Torah Ark from Adath Yeshurun SynagogueAbraham Shulkin (American, b. Russia, 1852-1918)
Sioux City, Iowa, United States, 1899
- Pinewood: hand-carved, openwork, stained, and painted
- 125 x 96 x 30 in. (317.5 x 243.8 x 76.2 cm)
- The Jewish Museum, New York
- Gift of the Jewish Federation of Sioux City, JM 48-56a-s
In the late 19th century, nearly five million Jews lived in czarist Russia, the largest concentration of Jews in the world at the time.

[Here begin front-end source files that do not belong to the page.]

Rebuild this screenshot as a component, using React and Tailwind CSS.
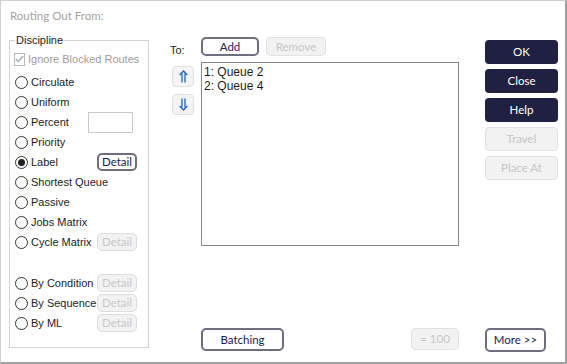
import React from "react";

const F = { fontFamily: '"Liberation Sans", Arial, sans-serif' };
const L = { fontFamily: 'Lato, "Liberation Sans", Arial, sans-serif' };

function Radio({ checked }) {
  return (
    <span className="w-[13px] h-[13px] rounded-full border border-[#333] bg-white flex items-center justify-center shrink-0">
      {checked && <span className="w-[7px] h-[7px] rounded-full bg-[#222]" />}
    </span>
  );
}

function Detail({ enabled }) {
  return enabled ? (
    <div style={L} className="w-[40px] h-[18px] rounded-[5px] border-2 border-[#6e6e80] bg-white flex items-center justify-center text-[11.5px] text-[#1a1a4e] leading-none">
      Detail
    </div>
  ) : (
    <div style={L} className="w-[40px] h-[18px] rounded-[5px] border border-[#dcdcdc] bg-[#f2f2f2] flex items-center justify-center text-[11.5px] text-[#c8c8c8] leading-none">
      Detail
    </div>
  );
}

function Row({ label, checked, right }) {
  return (
    <div className="h-[20px] flex items-center">
      <Radio checked={checked} />
      <span className="ml-[3px] text-[11px] text-[#1c1c1c] leading-none whitespace-nowrap">{label}</span>
      {right && <div className="ml-auto">{right}</div>}
    </div>
  );
}

function DarkBtn({ children }) {
  return (
    <div style={L} className="w-[73px] h-[24px] rounded-[4px] bg-[#1f2042] text-white text-[11.5px] flex items-center justify-center">
      {children}
    </div>
  );
}
function DisBtn({ children, w = "w-[73px]", h = "h-[24px]" }) {
  return (
    <div style={L} className={`${w} ${h} rounded-[4px] border border-[#e2e2e2] bg-[#f2f2f2] text-[#c6c6c6] text-[11.5px] flex items-center justify-center`}>
      {children}
    </div>
  );
}
function OutBtn({ children, w, h }) {
  return (
    <div style={L} className={`${w} ${h} rounded-[5px] border-2 border-[#6e6e80] bg-white text-[#1a1a4e] text-[11.5px] flex items-center justify-center`}>
      {children}
    </div>
  );
}

function ArrowBtn({ up }) {
  return (
    <div className="w-[22px] h-[21px] rounded-[4px] border border-[#e0e0e0] bg-[#f4f4f4] flex items-center justify-center">
      <svg width="9" height="13" viewBox="0 0 9 13" fill="none" stroke="#1f5fbf" strokeWidth="1.3">
        {up ? (
          <>
            <polyline points="0.7,5 4.5,1 8.3,5" />
            <line x1="3" y1="3.5" x2="3" y2="12.5" />
            <line x1="6" y1="3.5" x2="6" y2="12.5" />
          </>
        ) : (
          <>
            <polyline points="0.7,8 4.5,12 8.3,8" />
            <line x1="3" y1="0.5" x2="3" y2="9.5" />
            <line x1="6" y1="0.5" x2="6" y2="9.5" />
          </>
        )}
      </svg>
    </div>
  );
}

export default function App() {
  return (
    <div
      style={F}
      className="w-[567px] h-[364px] bg-white border-t border-l border-[#cfcfcf] border-r-2 border-b-2 border-r-[#a0a0a0] border-b-[#a0a0a0] flex flex-col overflow-hidden"
    >
      <div style={L} className="h-[32px] pt-[7px] pl-[9px] text-[11.5px] leading-[16px] text-[#a3a3a3]">Routing Out From:</div>
      <div className="flex">
        <fieldset className="ml-[8px] w-[140px] min-w-0 h-[315px] border border-[#d4d4d4] pl-[5px] pr-[11px]">
          <legend className="px-[1px] text-[11px] leading-[14px] text-[#1c1c1c]">Discipline</legend>
          <div className="h-[22px] mt-[1px] flex items-center -ml-[1px]">
            <span className="w-[13px] h-[13px] border border-[#b8b8b8] bg-white flex items-center justify-center">
              <svg width="9" height="8" viewBox="0 0 9 8" fill="none" stroke="#a8a8a8" strokeWidth="1.4">
                <polyline points="0.8,4 3.3,6.5 8.2,1" />
              </svg>
            </span>
            <span className="ml-[3px] text-[11px] text-[#9c9c9c] leading-none whitespace-nowrap">Ignore Blocked Routes</span>
          </div>
          <div className="mt-[2px]">
            <Row label="Circulate" />
            <Row label="Uniform" />
            <Row
              label="Percent"
              right={<div className="w-[45px] h-[21px] border border-[#c8c8c8] bg-white mr-[4px]" />}
            />
            <Row label="Priority" />
            <Row label="Label" checked right={<Detail enabled />} />
            <Row label="Shortest Queue" />
            <Row label="Passive" />
            <Row label="Jobs Matrix" />
            <Row label="Cycle Matrix" right={<Detail />} />
            <div className="h-[21px]" />
            <Row label="By Condition" right={<Detail />} />
            <Row label="By Sequence" right={<Detail />} />
            <Row label="By ML" right={<Detail />} />
          </div>
        </fieldset>

        <div className="ml-[21px] flex flex-col">
          <div className="flex">
            <div className="w-[31px] flex flex-col">
              <div className="mt-[10px] h-[14px] text-[11px] leading-[14px] text-[#1c1c1c]">To:</div>
              <div className="mt-[9px] ml-[2px] flex flex-col gap-[7px]">
                <ArrowBtn up />
                <ArrowBtn />
              </div>
            </div>
            <div className="w-[258px] flex flex-col">
              <div className="mt-[4px] flex gap-[7px]">
                <OutBtn w="w-[58px]" h="h-[19px]">Add</OutBtn>
                <DisBtn w="w-[60px]" h="h-[19px]">Remove</DisBtn>
              </div>
              <div className="mt-[6px] w-[258px] h-[184px] border border-[#828790] pl-[2px] pt-[2px] text-[12px] leading-[14px] text-[#1c1c1c]">
                <div>1: Queue 2</div>
                <div>2: Queue 4</div>
              </div>
            </div>
            <div className="ml-[26px] mt-[7px] flex flex-col gap-[5px]">
              <DarkBtn>OK</DarkBtn>
              <DarkBtn>Close</DarkBtn>
              <DarkBtn>Help</DarkBtn>
              <DisBtn>Travel</DisBtn>
              <DisBtn>Place At</DisBtn>
            </div>
          </div>
          <div className="mt-[82px] flex items-start">
            <div className="w-[31px]" />
            <div className="w-[258px] flex justify-between">
              <OutBtn w="w-[83px]" h="h-[23px]">Batching</OutBtn>
              <DisBtn w="w-[48px]" h="h-[22px]">= 100</DisBtn>
            </div>
            <div className="ml-[26px]">
              <OutBtn w="w-[61px]" h="h-[24px]">More &gt;&gt;</OutBtn>
            </div>
          </div>
        </div>
      </div>
    </div>
  );
}
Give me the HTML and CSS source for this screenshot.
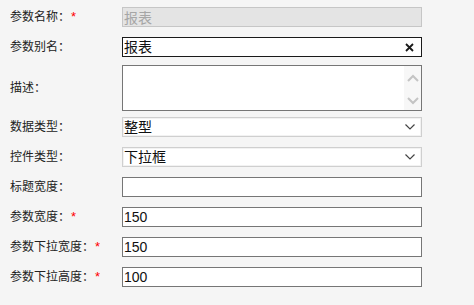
FILE: index.html
```html
<!DOCTYPE html>
<html lang="zh-CN">
<head>
    <meta charset="UTF-8">
    <title>参数设置</title>
    <link rel="stylesheet" href="styles.css">
</head>
<body>
    <div class="form">
        <div class="row">
            <label class="label">参数名称：<span class="req">*</span></label>
            <input class="field disabled" type="text" value="报表" disabled>
        </div>
        <div class="row">
            <label class="label">参数别名：</label>
            <div class="field focused">
                <span class="value">报表</span>
                <svg class="clear" width="9" height="9" viewBox="0 0 9 9"><path d="M1 1L8 8M8 1L1 8" stroke="#1a1a1a" stroke-width="1.8"/></svg>
            </div>
        </div>
        <div class="row row-tall">
            <label class="label">描述：</label>
            <div class="area">
                <textarea class="area-text"></textarea>
                <div class="scroll">
                    <svg width="12" height="8" viewBox="0 0 12 8"><path d="M1 7L6 2L11 7" fill="none" stroke="#c4c4c4" stroke-width="2"/></svg>
                    <svg width="12" height="8" viewBox="0 0 12 8"><path d="M1 1L6 6L11 1" fill="none" stroke="#c4c4c4" stroke-width="2"/></svg>
                </div>
            </div>
        </div>
        <div class="row">
            <label class="label">数据类型：</label>
            <div class="field select">
                <span class="value">整型</span>
                <svg width="10" height="6" viewBox="0 0 10 6"><path d="M0.5 0.5L5 5L9.5 0.5" fill="none" stroke="#444" stroke-width="1.2"/></svg>
            </div>
        </div>
        <div class="row">
            <label class="label">控件类型：</label>
            <div class="field select">
                <span class="value">下拉框</span>
                <svg width="10" height="6" viewBox="0 0 10 6"><path d="M0.5 0.5L5 5L9.5 0.5" fill="none" stroke="#444" stroke-width="1.2"/></svg>
            </div>
        </div>
        <div class="row">
            <label class="label">标题宽度：</label>
            <input class="field" type="text" value="">
        </div>
        <div class="row">
            <label class="label">参数宽度：<span class="req">*</span></label>
            <input class="field" type="text" value="150">
        </div>
        <div class="row">
            <label class="label">参数下拉宽度：<span class="req">*</span></label>
            <input class="field" type="text" value="150">
        </div>
        <div class="row">
            <label class="label">参数下拉高度：<span class="req">*</span></label>
            <input class="field" type="text" value="100">
        </div>
    </div>
</body>
</html>
```

FILE: styles.css
```css
body {
    margin: 0;
    background-color: #f5f5f5;
    font-family: 'Liberation Sans', 'Noto Sans CJK SC', sans-serif;
    color: #222222;
}
.form {
    display: flex;
    flex-direction: column;
    gap: 10px;
    padding: 7px 0 0 10px;
}
.row {
    display: flex;
    align-items: center;
}
.row-tall {
    margin: -2px 0 -4px;
}
.label {
    width: 112px;
    font-size: 12px;
    line-height: 16px;
    color: #222222;
}
.req {
    color: #ff0000;
    font-size: 13px;
    margin-left: 1px;
}
.field {
    box-sizing: border-box;
    width: 300px;
    height: 20px;
    margin: 0;
    padding: 0 1px;
    border: 1px solid #767676;
    background-color: #ffffff;
    font-family: 'Liberation Sans', 'Noto Sans CJK SC', sans-serif;
    font-size: 14px;
    color: #111111;
    outline: none;
    display: flex;
    align-items: center;
}
.disabled {
    background-color: #e4e4e4;
    border-color: #c6c6c6;
    color: #a6a6a6;
}
.focused {
    border-color: #1a1a1a;
}
.value {
    flex: 1;
    line-height: 18px;
}
.clear {
    margin-right: 6px;
}
.area {
    box-sizing: border-box;
    width: 300px;
    height: 46px;
    border: 1px solid #767676;
    background-color: #ffffff;
    display: flex;
}
.area-text {
    flex: 1;
    border: none;
    outline: none;
    resize: none;
    margin: 0;
    padding: 0;
    overflow: hidden;
}
.scroll {
    width: 17px;
    background-color: #f7f7f7;
    display: flex;
    flex-direction: column;
    justify-content: space-between;
    align-items: center;
    padding: 8px 0 5px;
}
.select {
    border-color: #cfcfcf;
    box-shadow: inset 0 0 0 1px #f2f2f2;
    padding-right: 6px;
}
```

Political oppression, government-condoned anti-Jewish riots (pogroms), and economic need prompted more than two million Jews to immigrate to the United States between 1880 and 1924. Most new arrivals settled in large urban centers in the Northeast, but some ventured farther west in search of opportunities in the new country. A number of Jewish immigrants, primarily from the small Russian town of Kapulie, reached Sioux City, Iowa, where a few German Jews had lived since the late 1850s, when the city had just been settled. By 1896, the Russian Jews had founded congregation Adath Yeshurun, erecting Sioux City’s first Orthodox synagogue soon after. The magnificent Torah ark carved by Abraham Shulkin is one of many interior furnishings made by members of the congregation.